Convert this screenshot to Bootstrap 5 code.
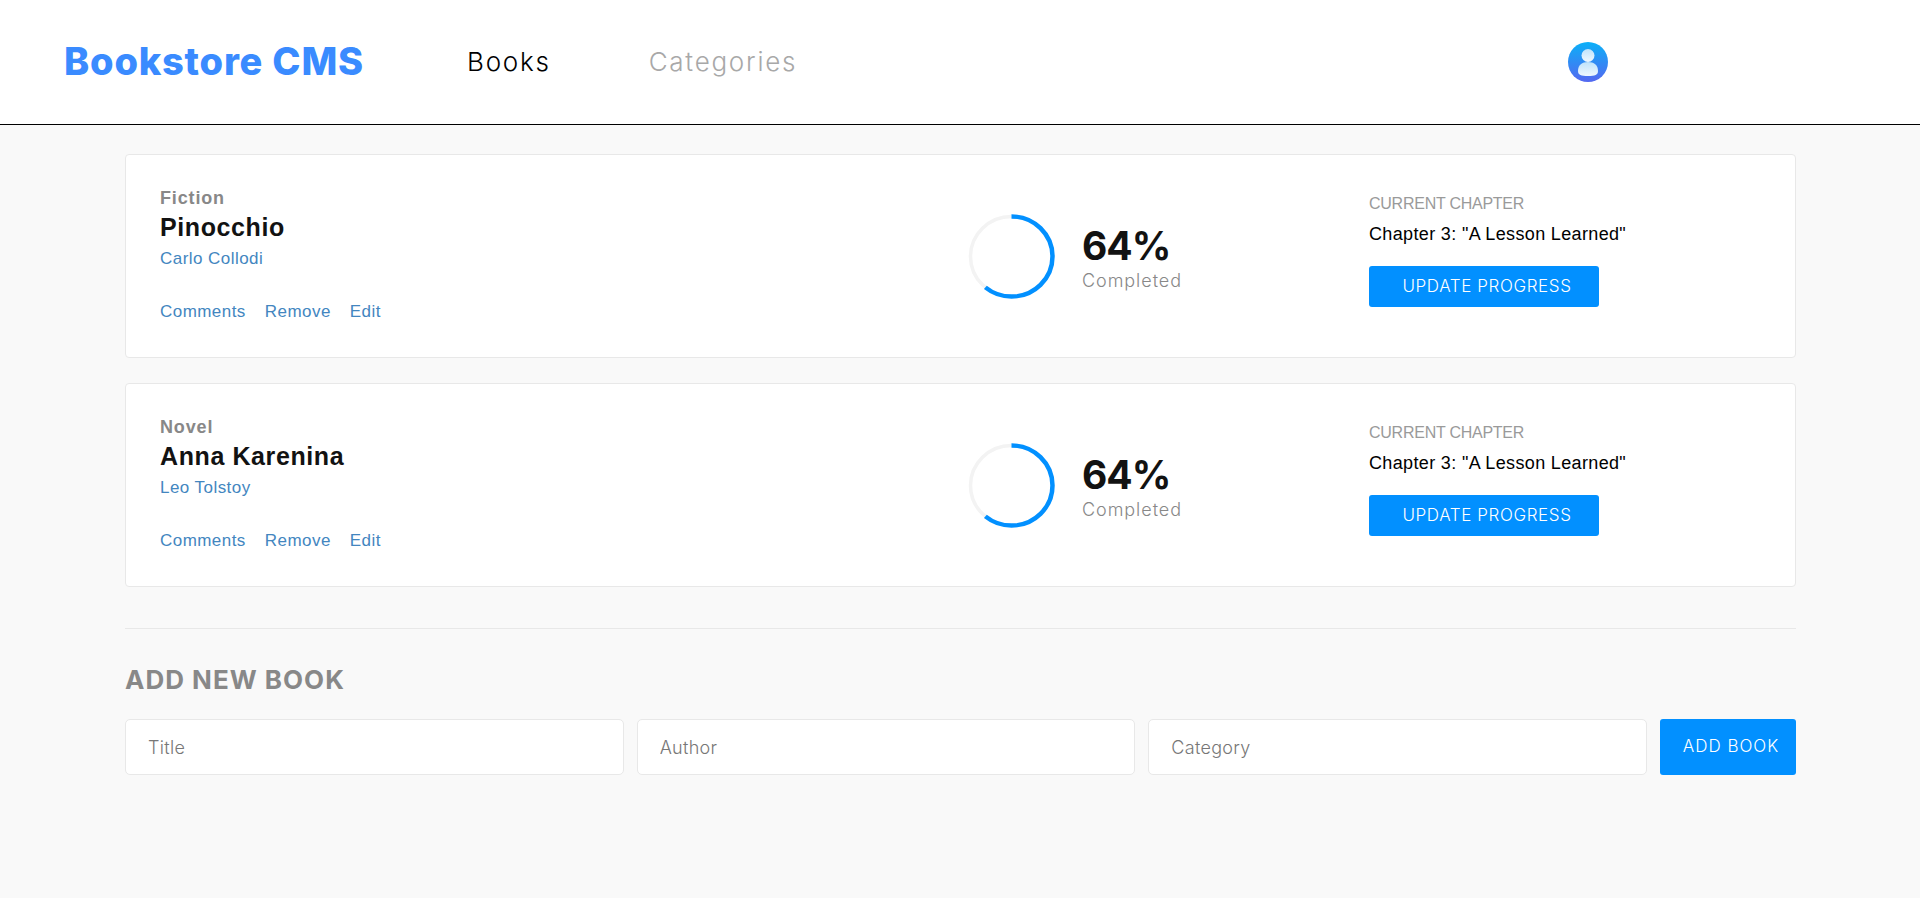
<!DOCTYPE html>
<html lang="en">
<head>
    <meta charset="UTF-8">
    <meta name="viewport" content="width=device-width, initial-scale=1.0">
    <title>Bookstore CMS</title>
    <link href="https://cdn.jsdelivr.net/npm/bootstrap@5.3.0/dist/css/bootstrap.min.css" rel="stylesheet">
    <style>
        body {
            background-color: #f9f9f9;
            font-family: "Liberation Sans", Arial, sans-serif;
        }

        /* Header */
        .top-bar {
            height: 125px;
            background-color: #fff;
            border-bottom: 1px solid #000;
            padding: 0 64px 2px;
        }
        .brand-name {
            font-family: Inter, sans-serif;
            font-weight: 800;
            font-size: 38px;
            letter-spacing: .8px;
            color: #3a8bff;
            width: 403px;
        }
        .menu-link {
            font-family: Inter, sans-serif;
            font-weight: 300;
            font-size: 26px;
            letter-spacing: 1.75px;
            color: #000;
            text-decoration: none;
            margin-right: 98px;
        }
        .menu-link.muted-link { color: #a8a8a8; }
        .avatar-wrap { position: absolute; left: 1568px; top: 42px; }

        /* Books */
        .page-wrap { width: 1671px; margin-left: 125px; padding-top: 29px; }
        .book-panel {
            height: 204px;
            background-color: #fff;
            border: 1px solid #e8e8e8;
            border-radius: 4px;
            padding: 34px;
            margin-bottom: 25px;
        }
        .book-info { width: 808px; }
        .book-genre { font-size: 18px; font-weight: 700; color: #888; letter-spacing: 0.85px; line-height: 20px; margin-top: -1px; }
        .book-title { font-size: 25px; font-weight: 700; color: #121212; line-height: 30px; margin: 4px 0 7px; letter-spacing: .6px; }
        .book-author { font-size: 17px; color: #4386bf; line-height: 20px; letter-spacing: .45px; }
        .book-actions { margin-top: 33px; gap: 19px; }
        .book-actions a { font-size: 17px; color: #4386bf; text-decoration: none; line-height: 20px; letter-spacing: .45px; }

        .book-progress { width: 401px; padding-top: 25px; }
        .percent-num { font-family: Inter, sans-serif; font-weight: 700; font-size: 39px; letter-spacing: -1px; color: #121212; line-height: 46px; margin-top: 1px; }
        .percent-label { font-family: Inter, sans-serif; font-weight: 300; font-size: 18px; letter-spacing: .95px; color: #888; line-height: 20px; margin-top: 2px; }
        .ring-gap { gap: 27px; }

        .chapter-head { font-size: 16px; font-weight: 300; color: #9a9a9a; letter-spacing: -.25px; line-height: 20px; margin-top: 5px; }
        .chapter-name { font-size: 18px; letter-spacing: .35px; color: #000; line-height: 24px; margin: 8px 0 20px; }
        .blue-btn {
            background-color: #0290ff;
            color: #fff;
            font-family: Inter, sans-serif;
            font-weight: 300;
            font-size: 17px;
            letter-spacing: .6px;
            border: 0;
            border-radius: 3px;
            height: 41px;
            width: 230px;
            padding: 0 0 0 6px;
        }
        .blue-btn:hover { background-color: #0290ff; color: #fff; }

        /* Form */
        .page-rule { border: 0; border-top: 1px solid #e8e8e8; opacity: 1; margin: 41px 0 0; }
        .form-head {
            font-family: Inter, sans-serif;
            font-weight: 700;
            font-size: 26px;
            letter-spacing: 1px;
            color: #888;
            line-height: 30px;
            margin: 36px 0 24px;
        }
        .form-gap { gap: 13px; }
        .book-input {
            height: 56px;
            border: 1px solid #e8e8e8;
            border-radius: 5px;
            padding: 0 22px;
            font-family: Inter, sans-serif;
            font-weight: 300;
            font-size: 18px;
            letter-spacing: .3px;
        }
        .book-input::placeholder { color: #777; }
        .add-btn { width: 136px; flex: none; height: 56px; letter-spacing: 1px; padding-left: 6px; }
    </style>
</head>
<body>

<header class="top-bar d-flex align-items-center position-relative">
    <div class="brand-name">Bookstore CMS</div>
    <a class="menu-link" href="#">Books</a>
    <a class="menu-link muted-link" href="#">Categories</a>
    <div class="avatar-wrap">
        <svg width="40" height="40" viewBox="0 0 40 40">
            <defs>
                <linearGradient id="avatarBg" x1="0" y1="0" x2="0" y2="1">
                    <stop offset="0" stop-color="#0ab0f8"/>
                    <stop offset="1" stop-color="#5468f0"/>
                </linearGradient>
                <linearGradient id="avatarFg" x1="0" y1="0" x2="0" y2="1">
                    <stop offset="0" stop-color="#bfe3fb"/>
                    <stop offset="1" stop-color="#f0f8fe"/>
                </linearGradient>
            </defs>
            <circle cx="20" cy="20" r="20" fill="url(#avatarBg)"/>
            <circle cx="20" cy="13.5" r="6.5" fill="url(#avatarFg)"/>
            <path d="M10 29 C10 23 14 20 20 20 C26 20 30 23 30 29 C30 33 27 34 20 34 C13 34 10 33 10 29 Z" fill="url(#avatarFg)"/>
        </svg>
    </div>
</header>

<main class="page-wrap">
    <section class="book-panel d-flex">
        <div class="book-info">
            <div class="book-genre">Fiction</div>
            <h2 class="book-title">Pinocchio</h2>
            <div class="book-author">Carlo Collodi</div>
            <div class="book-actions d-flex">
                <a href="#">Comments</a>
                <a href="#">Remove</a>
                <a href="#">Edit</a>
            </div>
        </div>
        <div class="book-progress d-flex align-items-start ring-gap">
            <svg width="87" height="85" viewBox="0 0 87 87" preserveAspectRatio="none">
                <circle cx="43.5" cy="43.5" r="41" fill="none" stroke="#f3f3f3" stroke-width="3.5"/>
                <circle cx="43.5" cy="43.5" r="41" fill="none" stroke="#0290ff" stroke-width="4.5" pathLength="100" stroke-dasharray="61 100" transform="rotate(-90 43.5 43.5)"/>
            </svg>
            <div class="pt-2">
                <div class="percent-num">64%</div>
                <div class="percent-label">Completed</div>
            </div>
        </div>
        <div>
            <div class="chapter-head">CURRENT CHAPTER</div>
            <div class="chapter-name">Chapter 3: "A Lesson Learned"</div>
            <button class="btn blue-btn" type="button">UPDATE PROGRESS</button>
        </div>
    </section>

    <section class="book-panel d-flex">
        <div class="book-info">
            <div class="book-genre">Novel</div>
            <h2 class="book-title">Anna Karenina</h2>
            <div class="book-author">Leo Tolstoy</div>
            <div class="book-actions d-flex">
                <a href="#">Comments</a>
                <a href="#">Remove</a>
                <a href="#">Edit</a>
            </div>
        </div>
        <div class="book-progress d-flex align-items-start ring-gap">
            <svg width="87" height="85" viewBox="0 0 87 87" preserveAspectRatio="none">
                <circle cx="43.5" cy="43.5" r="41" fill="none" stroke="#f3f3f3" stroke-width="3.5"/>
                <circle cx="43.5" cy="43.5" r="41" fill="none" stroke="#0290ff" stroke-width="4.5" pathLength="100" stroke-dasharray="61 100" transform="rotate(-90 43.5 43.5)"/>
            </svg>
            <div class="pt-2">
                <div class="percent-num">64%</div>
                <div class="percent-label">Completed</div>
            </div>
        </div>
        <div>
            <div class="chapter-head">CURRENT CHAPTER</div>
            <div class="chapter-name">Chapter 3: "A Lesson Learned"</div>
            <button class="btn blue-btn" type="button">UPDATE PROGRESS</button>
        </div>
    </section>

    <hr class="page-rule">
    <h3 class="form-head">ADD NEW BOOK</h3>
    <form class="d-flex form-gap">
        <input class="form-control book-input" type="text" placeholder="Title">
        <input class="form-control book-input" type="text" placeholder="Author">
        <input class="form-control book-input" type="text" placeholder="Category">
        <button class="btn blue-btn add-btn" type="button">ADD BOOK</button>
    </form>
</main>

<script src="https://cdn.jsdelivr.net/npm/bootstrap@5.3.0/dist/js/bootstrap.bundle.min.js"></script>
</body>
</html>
□ □ □ □
• **GOAL**: From the material above, copy everything exactly but the pictures.

• **THE RESPONSE**:
Convert this screenshot to Bootstrap 5 code.
<!DOCTYPE html>
<html lang="en">
<head>
    <meta charset="UTF-8">
    <meta name="viewport" content="width=device-width, initial-scale=1.0">
    <title>Bookstore CMS</title>
    <link href="https://cdn.jsdelivr.net/npm/bootstrap@5.3.0/dist/css/bootstrap.min.css" rel="stylesheet">
    <style>
        body {
            background-color: #f9f9f9;
            font-family: "Liberation Sans", Arial, sans-serif;
        }

        /* Header */
        .top-bar {
            height: 125px;
            background-color: #fff;
            border-bottom: 1px solid #000;
            padding: 0 64px 2px;
        }
        .brand-name {
            font-family: Inter, sans-serif;
            font-weight: 800;
            font-size: 38px;
            letter-spacing: .8px;
            color: #3a8bff;
            width: 403px;
        }
        .menu-link {
            font-family: Inter, sans-serif;
            font-weight: 300;
            font-size: 26px;
            letter-spacing: 1.75px;
            color: #000;
            text-decoration: none;
            margin-right: 98px;
        }
        .menu-link.muted-link { color: #a8a8a8; }
        .avatar-wrap { position: absolute; left: 1568px; top: 42px; }

        /* Books */
        .page-wrap { width: 1671px; margin-left: 125px; padding-top: 29px; }
        .book-panel {
            height: 204px;
            background-color: #fff;
            border: 1px solid #e8e8e8;
            border-radius: 4px;
            padding: 34px;
            margin-bottom: 25px;
        }
        .book-info { width: 808px; }
        .book-genre { font-size: 18px; font-weight: 700; color: #888; letter-spacing: 0.85px; line-height: 20px; margin-top: -1px; }
        .book-title { font-size: 25px; font-weight: 700; color: #121212; line-height: 30px; margin: 4px 0 7px; letter-spacing: .6px; }
        .book-author { font-size: 17px; color: #4386bf; line-height: 20px; letter-spacing: .45px; }
        .book-actions { margin-top: 33px; gap: 19px; }
        .book-actions a { font-size: 17px; color: #4386bf; text-decoration: none; line-height: 20px; letter-spacing: .45px; }

        .book-progress { width: 401px; padding-top: 25px; }
        .percent-num { font-family: Inter, sans-serif; font-weight: 700; font-size: 39px; letter-spacing: -1px; color: #121212; line-height: 46px; margin-top: 1px; }
        .percent-label { font-family: Inter, sans-serif; font-weight: 300; font-size: 18px; letter-spacing: .95px; color: #888; line-height: 20px; margin-top: 2px; }
        .ring-gap { gap: 27px; }

        .chapter-head { font-size: 16px; font-weight: 300; color: #9a9a9a; letter-spacing: -.25px; line-height: 20px; margin-top: 5px; }
        .chapter-name { font-size: 18px; letter-spacing: .35px; color: #000; line-height: 24px; margin: 8px 0 20px; }
        .blue-btn {
            background-color: #0290ff;
            color: #fff;
            font-family: Inter, sans-serif;
            font-weight: 300;
            font-size: 17px;
            letter-spacing: .6px;
            border: 0;
            border-radius: 3px;
            height: 41px;
            width: 230px;
            padding: 0 0 0 6px;
        }
        .blue-btn:hover { background-color: #0290ff; color: #fff; }

        /* Form */
        .page-rule { border: 0; border-top: 1px solid #e8e8e8; opacity: 1; margin: 41px 0 0; }
        .form-head {
            font-family: Inter, sans-serif;
            font-weight: 700;
            font-size: 26px;
            letter-spacing: 1px;
            color: #888;
            line-height: 30px;
            margin: 36px 0 24px;
        }
        .form-gap { gap: 13px; }
        .book-input {
            height: 56px;
            border: 1px solid #e8e8e8;
            border-radius: 5px;
            padding: 0 22px;
            font-family: Inter, sans-serif;
            font-weight: 300;
            font-size: 18px;
            letter-spacing: .3px;
        }
        .book-input::placeholder { color: #777; }
        .add-btn { width: 136px; flex: none; height: 56px; letter-spacing: 1px; padding-left: 6px; }
    </style>
</head>
<body>

<header class="top-bar d-flex align-items-center position-relative">
    <div class="brand-name">Bookstore CMS</div>
    <a class="menu-link" href="#">Books</a>
    <a class="menu-link muted-link" href="#">Categories</a>
    <div class="avatar-wrap">
        <svg width="40" height="40" viewBox="0 0 40 40">
            <defs>
                <linearGradient id="avatarBg" x1="0" y1="0" x2="0" y2="1">
                    <stop offset="0" stop-color="#0ab0f8"/>
                    <stop offset="1" stop-color="#5468f0"/>
                </linearGradient>
                <linearGradient id="avatarFg" x1="0" y1="0" x2="0" y2="1">
                    <stop offset="0" stop-color="#bfe3fb"/>
                    <stop offset="1" stop-color="#f0f8fe"/>
                </linearGradient>
            </defs>
            <circle cx="20" cy="20" r="20" fill="url(#avatarBg)"/>
            <circle cx="20" cy="13.5" r="6.5" fill="url(#avatarFg)"/>
            <path d="M10 29 C10 23 14 20 20 20 C26 20 30 23 30 29 C30 33 27 34 20 34 C13 34 10 33 10 29 Z" fill="url(#avatarFg)"/>
        </svg>
    </div>
</header>

<main class="page-wrap">
    <section class="book-panel d-flex">
        <div class="book-info">
            <div class="book-genre">Fiction</div>
            <h2 class="book-title">Pinocchio</h2>
            <div class="book-author">Carlo Collodi</div>
            <div class="book-actions d-flex">
                <a href="#">Comments</a>
                <a href="#">Remove</a>
                <a href="#">Edit</a>
            </div>
        </div>
        <div class="book-progress d-flex align-items-start ring-gap">
            <svg width="87" height="85" viewBox="0 0 87 87" preserveAspectRatio="none">
                <circle cx="43.5" cy="43.5" r="41" fill="none" stroke="#f3f3f3" stroke-width="3.5"/>
                <circle cx="43.5" cy="43.5" r="41" fill="none" stroke="#0290ff" stroke-width="4.5" pathLength="100" stroke-dasharray="61 100" transform="rotate(-90 43.5 43.5)"/>
            </svg>
            <div class="pt-2">
                <div class="percent-num">64%</div>
                <div class="percent-label">Completed</div>
            </div>
        </div>
        <div>
            <div class="chapter-head">CURRENT CHAPTER</div>
            <div class="chapter-name">Chapter 3: "A Lesson Learned"</div>
            <button class="btn blue-btn" type="button">UPDATE PROGRESS</button>
        </div>
    </section>

    <section class="book-panel d-flex">
        <div class="book-info">
            <div class="book-genre">Novel</div>
            <h2 class="book-title">Anna Karenina</h2>
            <div class="book-author">Leo Tolstoy</div>
            <div class="book-actions d-flex">
                <a href="#">Comments</a>
                <a href="#">Remove</a>
                <a href="#">Edit</a>
            </div>
        </div>
        <div class="book-progress d-flex align-items-start ring-gap">
            <svg width="87" height="85" viewBox="0 0 87 87" preserveAspectRatio="none">
                <circle cx="43.5" cy="43.5" r="41" fill="none" stroke="#f3f3f3" stroke-width="3.5"/>
                <circle cx="43.5" cy="43.5" r="41" fill="none" stroke="#0290ff" stroke-width="4.5" pathLength="100" stroke-dasharray="61 100" transform="rotate(-90 43.5 43.5)"/>
            </svg>
            <div class="pt-2">
                <div class="percent-num">64%</div>
                <div class="percent-label">Completed</div>
            </div>
        </div>
        <div>
            <div class="chapter-head">CURRENT CHAPTER</div>
            <div class="chapter-name">Chapter 3: "A Lesson Learned"</div>
            <button class="btn blue-btn" type="button">UPDATE PROGRESS</button>
        </div>
    </section>

    <hr class="page-rule">
    <h3 class="form-head">ADD NEW BOOK</h3>
    <form class="d-flex form-gap">
        <input class="form-control book-input" type="text" placeholder="Title">
        <input class="form-control book-input" type="text" placeholder="Author">
        <input class="form-control book-input" type="text" placeholder="Category">
        <button class="btn blue-btn add-btn" type="button">ADD BOOK</button>
    </form>
</main>

<script src="https://cdn.jsdelivr.net/npm/bootstrap@5.3.0/dist/js/bootstrap.bundle.min.js"></script>
</body>
</html>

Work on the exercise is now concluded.